On June 4, 2025, President Trump signed Proclamation 2025-06669, establishing expanded national security-based restrictions on foreign national entry into the United States. The proclamation broadened existing screening and vetting procedures for visa applicants and individuals presenting at borders, ostensibly to identify and exclude those deemed security threats. The mechanism operated through administrative proclamation rather than legislative action, allowing implementation without Congressional approval and potentially faster deployment across the State Department, Department of Homeland Security, and consular offices handling visa processing worldwide.

The policy directly affects millions of visa applicants and border crossers by increasing scrutiny in adjudication processes. Foreign nationals seeking tourist visas, work permits, student visas, and family reunification benefits face enhanced questioning, background investigations, and documentation requirements. While the proclamation references legitimate security concerns around terrorism and public safety, the expanded vetting procedures lack transparent criteria defining what conduct or associations trigger exclusion, creating uncertainty for applicants and consular officers administering the rules.

This proclamation sits within a broader escalation of restrictive immigration enforcement that has systematized barriers to entry and legal status throughout 2025 and 2026. The June 2025 entry restrictions preceded subsequent administrative actions that have progressively narrowed pathways to admission and permanent residency.
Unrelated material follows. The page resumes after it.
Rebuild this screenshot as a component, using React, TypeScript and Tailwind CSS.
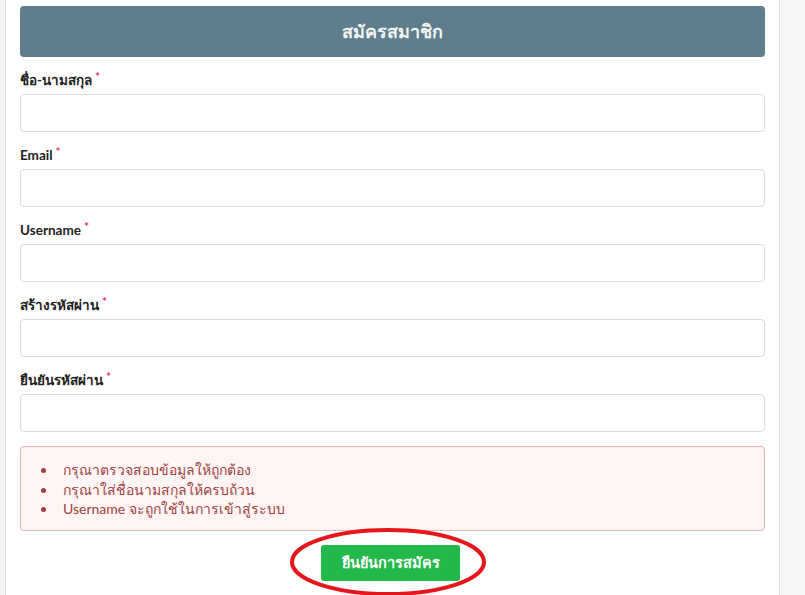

The May 2026 policy tightening green card eligibility based on social media political speech represents a direct downstream effect, as stricter vetting philosophy embeds political screening into immigration benefits determinations. Simultaneously, the closure of the Office of the Immigration Detention Ombudsman in May 2026 removed one of few independent oversight mechanisms that could challenge detention practices resulting from increased enforcement under expanded entry restrictions.
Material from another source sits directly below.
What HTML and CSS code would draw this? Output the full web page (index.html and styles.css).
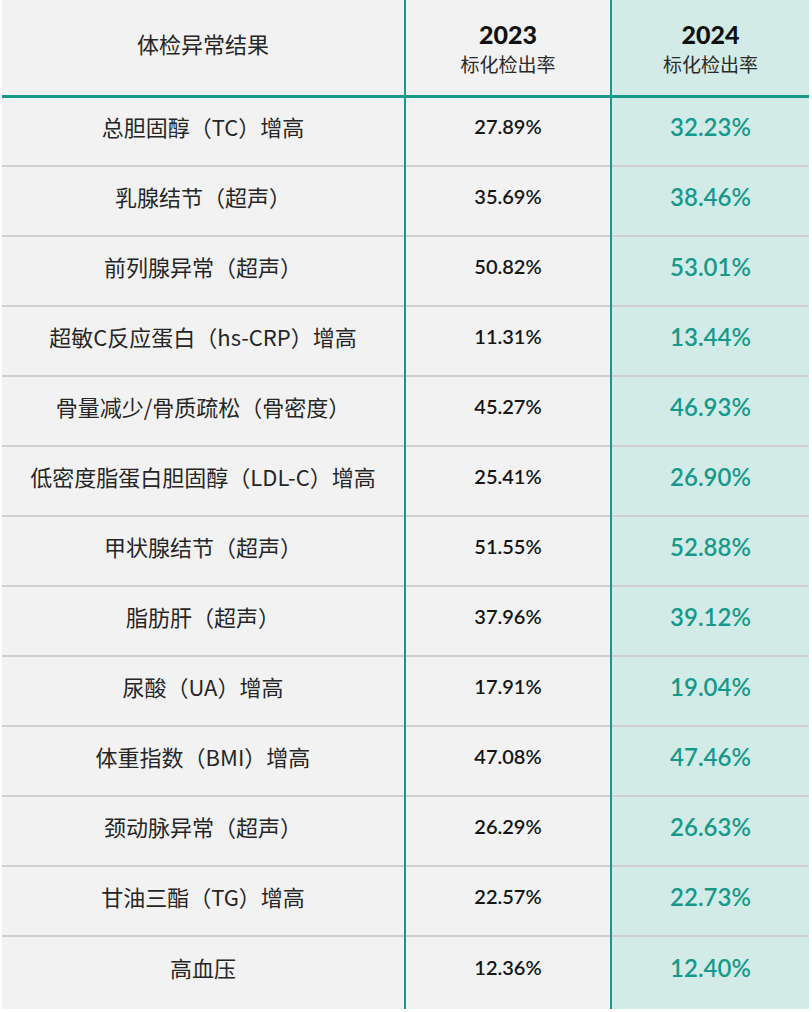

The legal status of Proclamation 2025-06669 remains untested in sustained federal litigation as of this writing, though parallel policies face ongoing challenges. A federal judge blocked deportations of Yemeni refugees in May 2026, suggesting courts may scrutinize whether proclamation-based restrictions violate statutory protections for vulnerable populations. The administration's willingness to litigate aggressively against state restrictions on ICE tactics indicates preparedness to defend expansive immigration enforcement in court, signaling that legal challenges to the proclamation's implementation would likely proceed through the judiciary.